NSA wiretaps: Why was the existing secret warrant system circumvented?

by Jack Grant

Amid all the sound and fury over the revelation of NSA monitoring of international communications of US citizens without warrants, something fundamental is being overlooked as the usual suspects give their usually suspect blatherings that are more predictible than the rising of the sun in the east every morning.

The situation is summarized best by Lt. Col Rick Francona, USAF (Retired) a military analyst for MSNBC in “NSA - Spying on Americans?” at Hardblogger on the MSNBC web site:

The governing document for this situation is United States Signals Intelligence Directive (USSID) 18. I worked in the U.S. SIGINT System for many years — this directive is taken seriously. From what I have observed, violation of USSID 18 is a career-ending event. NSA requires that its officers and military personnel assigned there to complete annual USSID 18 training.
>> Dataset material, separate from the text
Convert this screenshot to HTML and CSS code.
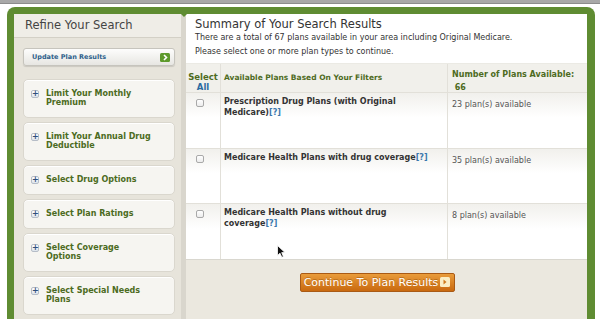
FILE: index.html
```html
<!DOCTYPE html>
<html lang="en">
<head>
    <meta charset="UTF-8">
    <meta name="viewport" content="width=device-width, initial-scale=1.0">
    <title>Refine Your Search</title>
    <link rel="stylesheet" href="styles.css">
</head>
<body>
    <div class="topbar"></div>
    <div class="frame">
        <aside class="sidebar">
            <div class="sidebar-head">Refine Your Search</div>
            <div class="sidebar-body">
                <button class="update-btn">
                    <span>Update Plan Results</span>
                    <svg class="go-icon" width="10" height="9" viewBox="0 0 10 9">
                        <rect width="10" height="9" rx="1.5" fill="#5e9a2c"/>
                        <path d="M4 2 L6.5 4.5 L4 7" fill="none" stroke="#fff" stroke-width="1.6"/>
                    </svg>
                </button>
                <ul class="filter-list">
                    <li class="filter"><span class="plus">+</span><span class="filter-text">Limit Your Monthly Premium</span></li>
                    <li class="filter"><span class="plus">+</span><span class="filter-text">Limit Your Annual Drug Deductible</span></li>
                    <li class="filter"><span class="plus">+</span><span class="filter-text">Select Drug Options</span></li>
                    <li class="filter"><span class="plus">+</span><span class="filter-text">Select Plan Ratings</span></li>
                    <li class="filter"><span class="plus">+</span><span class="filter-text">Select Coverage Options</span></li>
                    <li class="filter"><span class="plus">+</span><span class="filter-text">Select Special Needs Plans</span></li>
                </ul>
            </div>
        </aside>

        <main class="main">
            <div class="summary">
                <h1>Summary of Your Search Results</h1>
                <p>There are a total of 67 plans available in your area including Original Medicare.</p>
                <p>Please select one or more plan types to continue.</p>
            </div>

            <div class="plans">
                <div class="plan-row plan-head">
                    <div class="cell cell-check"><span class="select-label">Select</span><br><a class="select-all">All</a></div>
                    <div class="cell cell-name head-text">Available Plans Based On Your Filters</div>
                    <div class="cell cell-count head-text head-count">Number of Plans Available:<br>&nbsp;66</div>
                </div>
                <div class="plan-row">
                    <div class="cell cell-check"><input type="checkbox" class="check"></div>
                    <div class="cell cell-name">Prescription Drug Plans (with Original Medicare)<a class="help">[?]</a></div>
                    <div class="cell cell-count">23 plan(s) available</div>
                </div>
                <div class="plan-row">
                    <div class="cell cell-check"><input type="checkbox" class="check"></div>
                    <div class="cell cell-name">Medicare Health Plans with drug coverage<a class="help">[?]</a></div>
                    <div class="cell cell-count">35 plan(s) available</div>
                </div>
                <div class="plan-row">
                    <div class="cell cell-check"><input type="checkbox" class="check"></div>
                    <div class="cell cell-name">Medicare Health Plans without drug coverage<a class="help">[?]</a></div>
                    <div class="cell cell-count">8 plan(s) available</div>
                </div>
            </div>

            <div class="actions">
                <button class="continue-btn">
                    <span>Continue To Plan Results</span>
                    <svg class="go-icon" width="10" height="10" viewBox="0 0 10 10">
                        <rect width="10" height="10" rx="1.5" fill="#fbeec4"/>
                        <path d="M3.5 2.5 L6.5 5 L3.5 7.5 Z" fill="#cf7a1c"/>
                    </svg>
                </button>
            </div>
        </main>

        <svg class="cursor" width="9" height="13" viewBox="0 0 9 13">
            <path d="M0.5 0.5 L0.5 10.5 L3 8.2 L4.8 12.3 L6.4 11.6 L4.7 7.6 L8 7.6 Z" fill="#111" stroke="#fff" stroke-width="0.8"/>
        </svg>
    </div>
</body>
</html>
```

FILE: styles.css
```css
body {
    font-family: "DejaVu Sans", Verdana, sans-serif;
    font-size: 8px;
    color: #333;
    margin: 0;
    background: #fff;
    height: 319px;
    overflow: hidden;
}
.topbar {
    height: 3px;
    background-color: #a8a8a8;
    border-bottom: 1px solid #8c8c8c;
}
.frame {
    position: relative;
    display: flex;
    box-sizing: border-box;
    height: 315px;
    margin: 3px 5px 0 7px;
    padding: 7px 8px 0 7px;
    background-color: #5f8c32;
    border-radius: 8px 8px 0 0;
    overflow: hidden;
}
.sidebar {
    position: relative;
    width: 167px;
    background-color: #e7e4db;
    border-right: 5px solid #d9d6cd;
}
.sidebar::after {
    content: "";
    position: absolute;
    top: 0;
    right: -6px;
    border-left: 3px solid transparent;
    border-right: 3px solid transparent;
    border-top: 3px solid #5f8c32;
}
.sidebar-head {
    height: 23px;
    line-height: 23px;
    padding-left: 11px;
    font-size: 11.5px;
    color: #444;
    background-color: #efede7;
    border-bottom: 1px solid #d3d0c6;
}
.sidebar-body {
    padding: 10px 6px 0 9px;
}
.update-btn {
    display: flex;
    align-items: center;
    justify-content: space-between;
    box-sizing: border-box;
    width: 100%;
    height: 18px;
    padding: 0 4px 0 8px;
    font-family: "DejaVu Sans", Verdana, sans-serif;
    font-size: 6.5px;
    font-weight: bold;
    color: #2d5f8b;
    background: linear-gradient(#fdfdfc, #e7e6e2);
    border: 1px solid #c6c4bd;
    border-radius: 3px;
    box-shadow: 0 1px 1px rgba(0, 0, 0, 0.12);
}
.filter-list {
    list-style-type: none;
    margin: 13px 0 0;
    padding: 0;
}
.filter {
    display: flex;
    align-items: flex-start;
    gap: 7px;
    padding: 9px 6px 9.5px 7px;
    margin-bottom: 4.5px;
    background-color: #f6f5f1;
    border: 1px solid #dad7ce;
    border-radius: 5px;
    box-shadow: inset 0 1px 0 #fff;
}
.plus {
    flex: none;
    box-sizing: border-box;
    width: 8px;
    height: 8px;
    margin-top: 0.5px;
    font-size: 8px;
    font-weight: bold;
    line-height: 6px;
    text-align: center;
    color: #2d4f7a;
    background: linear-gradient(#fff, #dde4ec);
    border: 1px solid #b6bdc7;
    border-radius: 2px;
}
.filter-text {
    max-width: 106px;
    font-weight: bold;
    line-height: 9px;
    color: #4c6b22;
}
.main {
    flex: 1;
    display: flex;
    flex-direction: column;
    background-color: #ebe8df;
}
.summary {
    height: 42px;
    padding: 3px 9px 4px;
    background-color: #fff;
}
.summary h1 {
    margin: 0;
    font-size: 11.5px;
    font-weight: normal;
    line-height: 14px;
    color: #333;
}
.summary p {
    margin: 0;
    line-height: 14px;
}
.plans {
    background-color: #fff;
    border-bottom: 1px solid #d9d7cf;
}
.plan-row {
    display: grid;
    grid-template-columns: 34px 227px 1fr;
    box-sizing: border-box;
    height: 55.5px;
    border-top: 1px solid #e2e0d9;
    background: linear-gradient(#f1f0ec, #fff 45%);
}
.plan-head {
    height: 29px;
    border-top: 1px solid #ebeae4;
    background: #f1f0eb;
}
.cell {
    line-height: 11px;
}
.cell-check {
    padding: 6px 0 0 10px;
}
.cell-name {
    padding: 3px 12px 0 3px;
    font-weight: bold;
    border-left: 1px solid #e2e0d9;
}
.cell-count {
    padding: 6px 0 0 4px;
    color: #555;
    border-left: 1px solid #e2e0d9;
}
.plan-head .cell-check {
    padding: 8px 0 0;
    font-size: 8.5px;
    font-weight: bold;
    line-height: 10px;
    text-align: center;
}
.select-label {
    color: #4e6b1e;
}
.select-all {
    color: #2c6aa0;
}
.head-text {
    padding-top: 9px;
    font-size: 7.5px;
    font-weight: bold;
    line-height: 10px;
    color: #4e6b1e;
}
.head-count {
    padding-top: 4px;
    font-size: 8px;
    line-height: 13px;
}
.check {
    appearance: none;
    display: block;
    width: 8px;
    height: 8px;
    margin: 0;
    background: linear-gradient(#fff, #ececec);
    border: 1px solid #a9a9a9;
    border-radius: 2px;
}
.help {
    color: #3a78ad;
}
.actions {
    padding: 13px 18px 0 0;
    text-align: center;
}
.continue-btn {
    display: inline-flex;
    align-items: center;
    gap: 2px;
    height: 19px;
    padding: 0 4px 0 3px;
    font-family: "DejaVu Sans", Verdana, sans-serif;
    font-size: 11px;
    color: #fff;
    text-shadow: 0 -1px 0 rgba(120, 60, 0, 0.4);
    background: linear-gradient(#e99c3b, #c9690f);
    border: 1px solid #a95a15;
    border-radius: 2px;
}
.cursor {
    position: absolute;
    left: 270px;
    top: 238px;
}
```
The long-established mechanism to authorize the intercept of internal or U.S.-entity communications is via a federal warrant issued under the provisions of the Foreign Intelligence Surveillance Act (FISA), most often referred to as “a FISA warrant.” It is the FISA court that provides oversight to ensure that NSA’s actions are in fact necessary and in keeping with U.S. law. USSID 18 also permits collection of these U.S. communications when authorized by the Attorney General in exceptional circumstances (emergencies, imminent danger, threat to life, etc.).

My question: Was an Executive Order needed? Were the existing provisions of FISA not sufficient to authorize NSA collection of these communications? Since very few FISA requests are turned down, what special situations arose that were not covered by the FISA?

This is the key question that has been in my mind ever since the story first appeared.

This question needs to be answered, but until then it should be noted that this administration has not shown a tendency towards preserving the individual freedoms enshrined in the Constitution and the Bill of Rights. To the contrary, the administration appears to be trying to circumvent the checks-and-balances system in order to allow the executive branch to operate without any restraints. Because of that history, I view this executive order with extreme suspicion.

To quote correctly (rather than mangle it as President George W. Bush once did): Fool me once, shame on you. Fool me twice, shame on me.

Patterns are important, and reveal more than the actors creating the patterns realize.

Once is happenstance.

Twice is coincidence.

Three occurrances? Time to look more closely, boys and girls.